The Dalai Lama got a pretty big shout out today in Washington: President Barack Obama pressed his palms together in a traditional Tibetan sign of respect and called the Tibetan Buddhist leader “a good friend.”

Obama was speaking at a prayer breakfast event at the White House, where he offered a special welcome to the exiled Tibetan Buddhist leader and called him “a powerful example of what it means to practice compassion ... who inspires us to speak up for the freedom and dignity of all human beings.”

This kind of happy talk does not go over well in Beijing. China has long viewed the exiled Dalai Lama as an advocate for violent separatism in the Tibetan parts of the country.

Xinhua, the Chinese government's official news agency, warned Obama on Thursday to stay away from the Dalai Lama, cautioning that “any possible meeting or encounter between the two is sure to have negative consequences because the Dalai Lama is a political liability which backfires.” 

The agency then laid those liabilities: “Chumming with a secessionist is playing with fire, which severely harms the mutual trust between China and the United States, and downgrades Obama's credit as a national leader for breaking his commitments to China on the Tibet issue."

These aren't just empty words: Going against Beijing’s wishes and meeting with the Dalai Lama can come with a price. That was the conclusion of a 2010 study by two European academics, Andreas Fuchs and Nils-Hendrik Klann. They looked at the economic ramifications that follow when national leaders publicly embrace the Dalai Lama.

The study found that a country's exports to China dropped by more than 8 percent for about two years. “When you add up all the people who’ve met with the Dalai Lama over these years, that’s hundreds of millions — if not billions — of dollars,” of lost trade, says Isaac Stone Fish, the Asia editor at Foreign Policy Magazine.

But Stone Fish says the fallout from Thursday's White House visit by the Dalai Lama probably won't to mean a big dip in American exports.
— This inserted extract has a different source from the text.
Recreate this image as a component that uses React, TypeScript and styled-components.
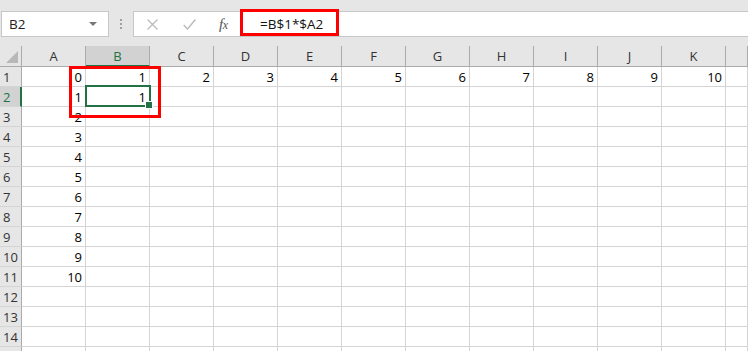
import React from "react";
import styled, { createGlobalStyle } from "styled-components";

const Global = createGlobalStyle`
  html, body { margin: 0; padding: 0; background: #e6e6e6; overflow: hidden; }
  * { box-sizing: border-box; }
`;

const GREEN = "#217346";
const GRID = "#d4d4d4";
const HEAD_LINE = "#ababab";
const UI_FONT = `"Open Sans", "Noto Sans", sans-serif`;

const Window = styled.div`
  position: relative;
  width: 748px;
  height: 351px;
  overflow: hidden;
  background: #e6e6e6;
  display: flex;
  flex-direction: column;
  font-family: ${UI_FONT};
`;

const TopStrip = styled.div`
  height: 11px;
  flex: none;
`;

const FormulaBar = styled.div`
  height: 26px;
  flex: none;
  display: flex;
  align-items: stretch;
  padding-left: 1px;
`;

const NameBox = styled.div`
  flex: none;
  width: 108px;
  background: #fff;
  border: 1px solid #c6c6c6;
  display: flex;
  align-items: center;
  justify-content: space-between;
  padding: 0 11px 0 7px;
  font-size: 13.5px;
  color: #222;
`;

const Caret = styled.span`
  width: 0;
  height: 0;
  border-left: 4px solid transparent;
  border-right: 4px solid transparent;
  border-top: 4px solid #777;
`;

const Grip = styled.div`
  flex: none;
  width: 24px;
  display: flex;
  flex-direction: column;
  align-items: center;
  justify-content: center;
  gap: 2px;
  span {
    width: 2px;
    height: 2px;
    background: #a0a0a0;
  }
`;

const FormulaBox = styled.div`
  flex: 1;
  background: #fff;
  border: 1px solid #c6c6c6;
  border-right: none;
  display: flex;
  align-items: center;
`;

const Tools = styled.div`
  flex: none;
  display: flex;
  align-items: center;
  width: 107px;
  padding-left: 13px;
  height: 100%;
`;

const ToolIcon = styled.span<{ $w: number }>`
  flex: none;
  width: ${(p) => p.$w}px;
  display: flex;
  align-items: center;
`;

const Fx = styled.span`
  flex: none;
  font-family: "Liberation Serif", "DejaVu Serif", serif;
  font-style: italic;
  font-size: 15px;
  color: #555;
  letter-spacing: -0.5px;
  span {
    font-size: 12px;
  }
`;

const FormulaText = styled.div`
  flex: none;
  padding-left: 19px;
  font-size: 13.5px;
  color: #111;
`;

const Gap = styled.div`
  height: 9px;
  flex: none;
`;

const Sheet = styled.div`
  flex: 1;
  display: grid;
  grid-template-columns: 22px repeat(11, 64px) 1fr;
  grid-template-rows: 21px;
  grid-auto-rows: 20px;
  background: #fff;
  overflow: hidden;
`;

const Corner = styled.div`
  position: relative;
  background: #e6e6e6;
  border-right: 1px solid ${HEAD_LINE};
  border-bottom: 1px solid ${HEAD_LINE};
  &::after {
    content: "";
    position: absolute;
    right: 3px;
    bottom: 3px;
    width: 0;
    height: 0;
    border-left: 12px solid transparent;
    border-bottom: 12px solid #b8b8b8;
  }
`;

const ColHead = styled.div<{ $sel?: boolean }>`
  background: ${(p) => (p.$sel ? "#d2d2d2" : "#e6e6e6")};
  border-right: 1px solid ${HEAD_LINE};
  border-bottom: ${(p) => (p.$sel ? `2px solid ${GREEN}` : `1px solid ${HEAD_LINE}`)};
  display: flex;
  align-items: center;
  justify-content: center;
  font-size: 13px;
  color: ${(p) => (p.$sel ? GREEN : "#333")};
  padding-top: ${(p) => (p.$sel ? "1px" : "0")};
`;

const RowHead = styled.div<{ $sel?: boolean }>`
  background: ${(p) => (p.$sel ? "#d2d2d2" : "#e6e6e6")};
  border-right: ${(p) => (p.$sel ? `2px solid ${GREEN}` : `1px solid ${HEAD_LINE}`)};
  border-bottom: 1px solid ${GRID};
  display: flex;
  align-items: center;
  padding-left: 3px;
  font-size: 13px;
  color: ${(p) => (p.$sel ? GREEN : "#333")};
`;

const Cell = styled.div<{ $sel?: boolean }>`
  position: relative;
  border-right: 1px solid ${GRID};
  border-bottom: 1px solid ${GRID};
  display: flex;
  align-items: center;
  justify-content: flex-end;
  padding-right: 3px;
  font-family: "Open Sans", "Liberation Sans", sans-serif;
  font-size: 13px;
  color: #000;
  ${(p) =>
    p.$sel &&
    `
    &::after {
      content: "";
      position: absolute;
      left: -1px;
      top: -2px;
      right: -2px;
      bottom: -1px;
      border: 2px solid ${GREEN};
      z-index: 1;
    }
    &::before {
      content: "";
      position: absolute;
      right: -4px;
      bottom: -3px;
      width: 6px;
      height: 6px;
      background: ${GREEN};
      border: 1px solid #fff;
      z-index: 2;
    }
  `}
`;

const RedBox = styled.div<{ $x: number; $y: number; $w: number; $h: number }>`
  position: absolute;
  left: ${(p) => p.$x}px;
  top: ${(p) => p.$y}px;
  width: ${(p) => p.$w}px;
  height: ${(p) => p.$h}px;
  border: 3px solid #ff0000;
  z-index: 5;
  pointer-events: none;
`;

const COLS = ["A", "B", "C", "D", "E", "F", "G", "H", "I", "J", "K", ""];
const LABELLED_ROWS = 14;
const ROWS = 15;

function value(r: number, c: number): string {
  if (c === 0 && r <= 11) return String(r - 1);
  if (r === 1 && c >= 1 && c <= 10) return String(c);
  if (r === 2 && c === 1) return "1";
  return "";
}

export default function App() {
  return (
    <>
      <Global />
      <Window>
        <TopStrip />
        <FormulaBar>
          <NameBox>
            B2
            <Caret />
          </NameBox>
          <Grip>
            <span />
            <span />
            <span />
          </Grip>
          <FormulaBox>
            <Tools>
              <ToolIcon $w={36}>
                <svg width="11" height="11" viewBox="0 0 11 11">
                  <path d="M0.5 0.5 L10.5 10.5 M10.5 0.5 L0.5 10.5" stroke="#bdbdbd" strokeWidth="1.4" fill="none" />
                </svg>
              </ToolIcon>
              <ToolIcon $w={36}>
                <svg width="13" height="11" viewBox="0 0 13 11">
                  <path d="M0.7 6 L4.5 10 L12.4 0.6" stroke="#bdbdbd" strokeWidth="1.5" fill="none" />
                </svg>
              </ToolIcon>
              <Fx>
                f<span>x</span>
              </Fx>
            </Tools>
            <FormulaText>=B$1*$A2</FormulaText>
          </FormulaBox>
        </FormulaBar>
        <Gap />
        <Sheet>
          <Corner />
          {COLS.map((c, i) => (
            <ColHead key={"h" + i} $sel={c === "B"}>
              {c}
            </ColHead>
          ))}
          {Array.from({ length: ROWS }, (_, ri) => {
            const r = ri + 1;
            return (
              <React.Fragment key={"r" + r}>
                <RowHead $sel={r === 2}>{r <= LABELLED_ROWS ? r : ""}</RowHead>
                {COLS.map((_, ci) => (
                  <Cell key={ci} $sel={r === 2 && ci === 1}>
                    {value(r, ci)}
                  </Cell>
                ))}
              </React.Fragment>
            );
          })}
        </Sheet>
        <RedBox $x={240} $y={9} $w={99} $h={27} />
        <RedBox $x={69} $y={66} $w={92} $h={52} />
      </Window>
    </>
  );
}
For one, President Obama did not actually meet directly with the Tibetan leader.

“Obama did give him a little 'Namaste,'" Stone Fish says. “But they didn’t actually meet. There are no photographs of them together. And [for Beijing], that’s a better outcome.”

The other factor has to do with the unique relationship between the US and China. “It’s so important, and encompasses so many other things, it’s unlikely that this stink will last very long,” Stone Fish ays.

Angering the Chinese government can also bring a diplomatic price. When Chinese dissident Liu Xiaobo won the Nobel Peace Prize in 2010, not only Norway’s exports to China took a hit. Stone Fish says Norwegian citizens were denied visas to enter China, and Norway’s diplomats felt like they were frozen out of the international scene as punishment for Oslo’s choice of Liu, who was sentenced in 2009 to 11 years in prison for subversion.

“So when the Dalai Lama [planned a visit] to Norway in 2014, [the Norwegian government] didn’t let him meet with the prime minister,” Stone Fish says. It might be worth noting that the Dalai Lama himself is a Nobel Prize winner, which makes this perceived snub all the more significant.  

All of this pressure might be working for Beijing. The Dalai Lama met with 11 top leaders in 2001; in 2013, as Stone Fish notes, he only met two,. 

Of course, when countries decide to bend to Beijing’s wishes by refusing to meet the Tibetan leader, they may also lose something less tangible than trade revenue or diplomatic leverage. “Their moral stock goes down just a little bit,” Stone Fish says.